March 29, 2016 report
Fog on Titan detected by Huygens lander
Titan, the largest moon of Saturn, with its thick, dense atmosphere, is of special interest for scientists studying atmospheric features on other worlds. While the presence of fog on Titan was revealed in 2009 thanks to data provided by NASA/ESA Cassini spacecraft, a new study shows that this phenomenon is also visible from ground observations conducted by the ESA Huygens lander. A paper describing the new findings appeared online on Mar. 14 in the arXiv repository.
Huygens was released by the Cassini spacecraft and landed on Titan on January 14, 2005. It gathered crucial scientific data while descending through the nitrogen-dominated atmosphere for 2.5 hours and transmitted a signal for about 70 minutes after touchdown before contact was lost. It provided a variety of in situ measurements that are to this day bringing new insights on this curious planet-like moon.
One of the new findings was derived from the data collected by Huygens' Side Looking Imager (SLI). A team of researchers from York University in Toronto, Canada, led by Christina Smith, has found that methane fog is also visible from the surface of Titan.
"The process of detecting this fog was, we took the Huygens Side Looking Imager data from data archives, restricting the images to those taken after landing," Smith told Phys.org.
To detect the feature, a total of 82 SLI images were calibrated, processed and examined. The team calibrated this subset of images and processed them using a variety of techniques. The technique that revealed these features most clearly was with mean frame subtraction. According to the scientists, the calibrated images show a smooth vertical radiance gradient across the images, with no other discernible features.
"We made an average frame from the whole data subset and subtracted that average frame from each individual frame, highlighting changes from the average frame. It was in six of these mean frame subtracted images that we found linear features," Smith revealed.
They evaluated possible origins and determined that these features most likely originate from the presence of a fog bank close to the horizon that rises and falls during the period of observation.
"Clouds were considered, but no consistent movement across the frame was detected, so this is unlikely. A superior mirage was considered, but there was no temperature inversion detected on descent, so again, this is considered unlikely. We considered a background rise, but due to several considerations our most likely explanation—in our opinions—is that this feature is due to a fog bank rising and falling," Smith noted.
A fog bank also explains the difference between the predicted sky radiance in the non-mean frame subtracted images: The observed radiance of the sky decreases more than the predicted radiance. "Therefore, for the aforementioned reasons, the presence of a fog bank that rises and falls over the course of the observing period is considered the most likely explanation for the observed feature," the paper reads.
Titan harbors a thick atmosphere composed primarily of nitrogen (over 90 percent), followed by methane and smaller fractions of other components. Methane clouds have been detected from both terrestrial telescope observations and satellite observations at a variety of altitudes. It has been hypothesized that methane cycling, similar to the Earth's hydrological-cycling, occurs on Titan. Smith emphasized that new findings from Huygens' SLI show that even "older" data can offer new insights on Titan's atmosphere.

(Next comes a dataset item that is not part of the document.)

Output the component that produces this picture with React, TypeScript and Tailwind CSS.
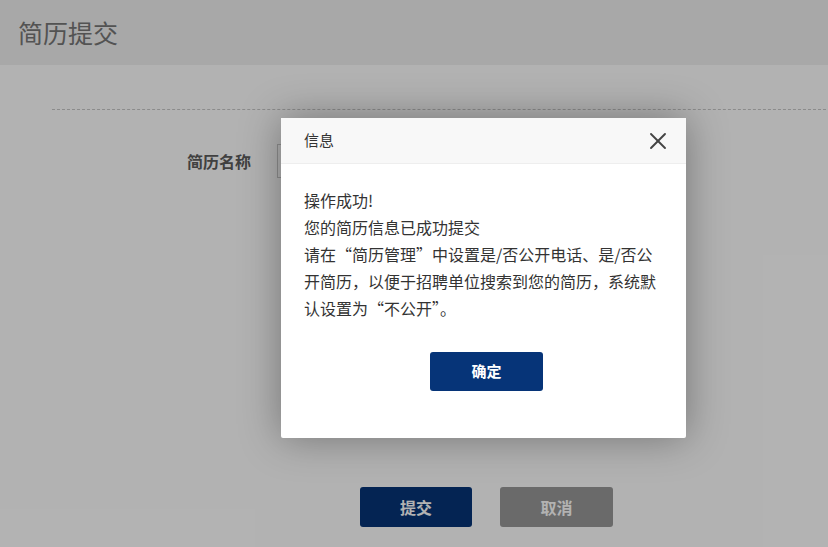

"It's impossible to say what can be learned in the future," she concluded.
Titan, with its thick, nitrogen-dominated atmosphere, has been seen from satellite and terrestrial observations to harbour methane clouds. To investigate whether atmospheric features such as clouds could also be visible from the surface of Titan, data taken with the Side Looking Imager (SLI) on-board the Huygens probe after landing have been analysed to identify any potential atmospheric features. In total, 82 SLI images were calibrated, processed and examined for features. The calibrated images show a smooth vertical radiance gradient across the images, with no other discernible features. After mean-frame subtraction, six images contained an extended, horizontal feature that had a radiance value that lay outside the 95% confidence limit of the predicted radiance when compared to regions higher and lower in the images. The change in optical depth of these features were found to be between 0.005 and 0.014. It is considered that these features most likely originate from the presence of a fog bank close to the horizon that rises and falls during the period of observation.